= Nils Foss =

Danish civil engineer and business executive (1928–2018)

Nils Foss (11 May 1928 – 16 May 2018) was a Danish civil engineer and business executive. He was the founder of Foss A/S, a Danish family owned company, established in 1956. The Nils Foss Prize is named after him.

==Early life and education==
Foss was born into a family of well-known civil engineers in Copenhagen. His paternal grandfather, Alexander Foss, had been a co-owner and central figure in FLSmidth from 1887. Foss attended Gentofte Statsskole and graduated as a civil engineer from the Technical University of Denmark in 1952.

==Career==
After his graduation, Foss was initially employed at Torben Søderberg in Denmark as Sales engineer. Thereafter he went to the United States where he worked for Tracerlab in Boston and Donner Scientific Co. in California.

After his return to Denmark, in 1956, he founded FOSS Electric A/S (now FOSS Analytical A/S), with his father Erling Foss. He was CEO of FOSS until 1968, where after he was CEO of the Danish company F.L. Smidth from 1969–1976. In 1981 he returned to FOSS as CEO and in 1990 he passed the reins to his son Peter Foss.

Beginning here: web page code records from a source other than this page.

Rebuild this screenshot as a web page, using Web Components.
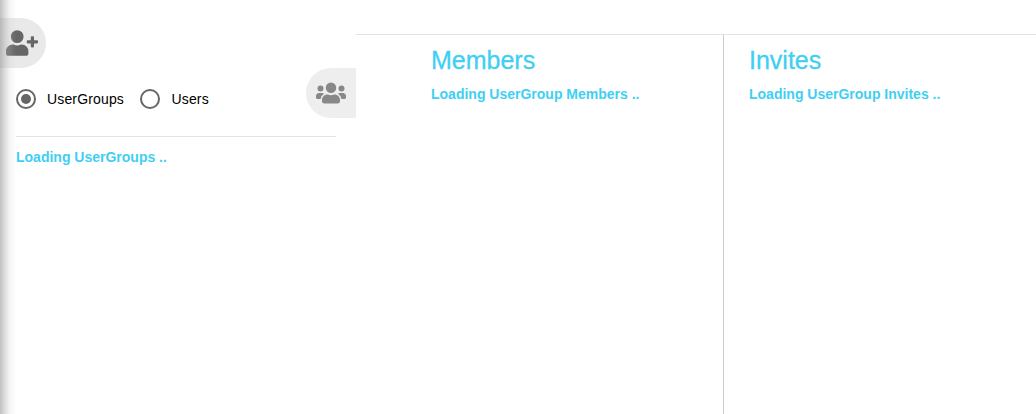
<!DOCTYPE html>
<html><head><meta charset="utf-8"><style>
html,body{margin:0;padding:0;background:#fff;height:414px;overflow:hidden;font-family:"Liberation Sans",Arial,sans-serif}
</style></head><body>
<app-shell>
  <side-panel slot="side"></side-panel>
  <detail-column slot="main" heading="Members" status="Loading UserGroup Members .." style="--col-w:368px;--pad:75px;--bd:1px solid #ccc"></detail-column>
  <detail-column slot="main" heading="Invites" status="Loading UserGroup Invites .." style="--col-w:312px;--pad:25px;--bd:0"></detail-column>
</app-shell>
<script>
function def(name,html,init){customElements.define(name,class extends HTMLElement{constructor(){super();this.attachShadow({mode:'open'}).innerHTML=html;}connectedCallback(){init&&init.call(this,this.shadowRoot);}});}
def('app-shell',`<style>
:host{display:flex;width:1036px;height:414px}
.main{flex:1;display:flex;flex-direction:column}
.top{height:34px;border-bottom:1px solid #e3e3e3;flex:none}
.cols{flex:1;display:flex;min-height:0}
</style><slot name="side"></slot><div class="main"><div class="top"></div><div class="cols"><slot name="main"></slot></div></div>`);
def('tab-button',`<style>
:host{display:flex;align-items:center;justify-content:center;width:var(--w,50px);height:50px;background:var(--bg,#eee);border-radius:var(--r);flex:none;box-sizing:border-box;padding:var(--p,0)}
</style><slot></slot>`);
def('radio-option',`<style>
:host{display:inline-flex;align-items:center;gap:11px;font-size:14px;letter-spacing:.15px;color:#000;line-height:20px}
.r{width:20px;height:20px;box-sizing:border-box;border:2px solid #666;border-radius:50%;display:flex;align-items:center;justify-content:center}
.d{width:10px;height:10px;border-radius:50%;background:#666;display:none}
:host([checked]) .d{display:block}
</style><span class="r"><span class="d"></span></span><span><slot></slot></span>`);
def('status-text',`<style>
:host{display:block;color:#3fcff3;font-weight:700;font-size:14px;line-height:16px}
</style><slot></slot>`);
def('side-panel',`<style>
:host{display:block;width:356px;height:414px;flex:none;position:relative;box-sizing:border-box;padding-top:18px}
.shade{position:absolute;left:0;top:0;bottom:0;width:16px;background:linear-gradient(to right,rgba(150,150,150,.6),rgba(170,170,170,.4) 30%,rgba(200,200,200,.2) 60%,rgba(255,255,255,0));pointer-events:none}
.row{display:flex;justify-content:space-between;align-items:flex-start;height:50px;padding-left:16px}
.radios{display:flex;gap:16.500px;margin-top:21px}
hr{border:0;height:1px;background:#e3e3e3;margin:18px 20px 0 16px}
status-text{margin:12px 0 0 16px}
svg{display:block}
</style>
<tab-button style="--w:46px;--r:0 25px 25px 0;--bg:#e9e9e9;--p:0 3px 0 0"><svg width="32" height="26" viewBox="0 0 640 512" fill="#666"><path d="M224 256a128 128 0 1 0 0-256 128 128 0 0 0 0 256zm89.600 32h-16.700a174.100 174.100 0 0 1-145.800 0h-16.700C60.200 288 0 348.200 0 422.400V464c0 26.500 21.500 48 48 48h352c26.500 0 48-21.500 48-48v-41.600c0-74.200-60.200-134.400-134.400-134.400zM624 200h-64v-64c0-8.800-7.200-16-16-16h-32c-8.800 0-16 7.200-16 16v64h-64c-8.800 0-16 7.200-16 16v32c0 8.800 7.200 16 16 16h64v64c0 8.800 7.200 16 16 16h32c8.800 0 16-7.200 16-16v-64h64c8.800 0 16-7.200 16-16v-32c0-8.800-7.200-16-16-16z"/></svg></tab-button>
<div class="row"><div class="radios"><radio-option checked>UserGroups</radio-option><radio-option>Users</radio-option></div>
<tab-button style="--r:25px 0 0 25px;--bg:#eee"><svg width="30" height="24" viewBox="0 0 640 512" fill="#888"><path d="M96 224a64 64 0 1 0 0-128 64 64 0 0 0 0 128zm448 0a64 64 0 1 0 0-128 64 64 0 0 0 0 128zm32 32h-64a63.800 63.800 0 0 0-45.100 18.600A146.300 146.300 0 0 1 542 384h66c17.700 0 32-14.300 32-32v-32c0-35.300-28.700-64-64-64zm-256 0a112 112 0 1 0 0-224 112 112 0 0 0 0 224zm76.800 32h-8.300a154.600 154.600 0 0 1-137 0h-8.300C179.600 288 128 339.600 128 403.200V432c0 26.500 21.500 48 48 48h288c26.500 0 48-21.500 48-48v-28.800c0-63.600-51.600-115.200-115.200-115.200zm-223.700-13.400A63.800 63.800 0 0 0 128 256H64c-35.300 0-64 28.700-64 64v32c0 17.700 14.300 32 32 32h65.900a146.600 146.600 0 0 1 75.200-109.400z"/></svg></tab-button></div>
<hr><status-text>Loading UserGroups ..</status-text><div class="shade"></div>`);
def('detail-column',`<style>
:host{display:block;box-sizing:border-box;width:var(--col-w);border-right:var(--bd);padding-left:var(--pad);padding-top:11px}
h2{margin:0 0 12px;font-weight:400;font-size:25px;line-height:28px;color:#3fcff3;-webkit-text-stroke:.3px #3fcff3}
</style><h2></h2><status-text></status-text>`,function(s){s.querySelector('h2').textContent=this.getAttribute('heading');s.querySelector('status-text').textContent=this.getAttribute('status');});
</script></body></html>
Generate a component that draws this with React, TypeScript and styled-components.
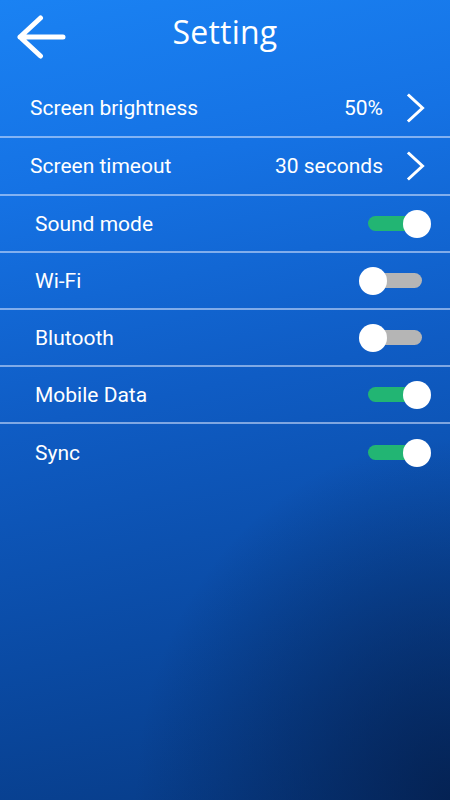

For a period of time he was active in the Board of the Danish Conservative Party, during which time he was a strong supporter of Danish membership of the European Union.

During 1989–1996 Nils Foss was Chairman of the Danish charity Dansk Flygtningehjælp. He is also the co-founder and Chairman of the Danish American Business Forum (DABF) from 1997–2002; and Danish-Chinese Business Forum (DCBF) where he held the position of Chairman from 2006–2012.

==Personal life==
Foss was married to the artist Dorthe Foss. They had three children, the sons Peter and Nils Christian Foss and the daughter Pernille Foss. All three children are board members of Foss Analytics. Foss was active in the Conservative People's Party. He was chairman of Dansk Flygtningehjælp from 1989 to 1996.